Avoid overfilling khinkali dumplings, since this makes them difficult to seal properly and increases the chance of the broth leaking out during cooking rather than staying contained inside. Don't rush the cheese filling for khachapuri by using only one type of cheese if you're substituting for sulguni, since a blend (typically mozzarella for stretch and feta for tang) gets you a much closer result than either cheese alone.
It's also worth resisting the temptation to skip fresh herbs in favor of dried substitutes wherever possible, since the volume and freshness of herbs used in Georgian cooking is part of what gives the cuisine its distinct character, and dried versions don't deliver the same brightness.
Is Georgian food spicy? Not typically in the way chili-based cuisines are spicy – Georgian cooking relies more on warm spice blends, tangy and sour flavors, and herb-forward freshness rather than heat, making it approachable for those sensitive to spicy food.

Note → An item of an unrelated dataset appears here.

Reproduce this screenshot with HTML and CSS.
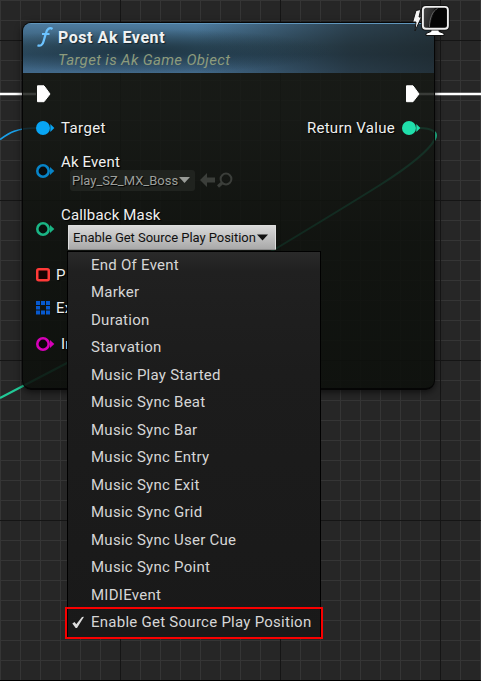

What's a good first Georgian dish to cook if I'm short on time? Lobio is one of the quickest entry points, since it comes together with pantry staples and doesn't require any specialized dough work, typically ready in under an hour.
Can I make khachapuri without sulguni cheese? Yes – a combination of mozzarella for stretch and feta for tang is a widely used and effective substitute that gets you close to the authentic flavor and texture.
Where can I find specialty Georgian ingredients like khmeli suneli? Specialty international grocers, Eastern European markets, and online retailers typically carry it, though the suggested substitute blend works well if you don't have access to the real thing locally.
Georgian cuisine rewards curiosity more than it demands expertise. Once you get comfortable with a handful of core ingredients and techniques, dishes that look impressively complex on a restaurant menu start to feel genuinely achievable in your own kitchen.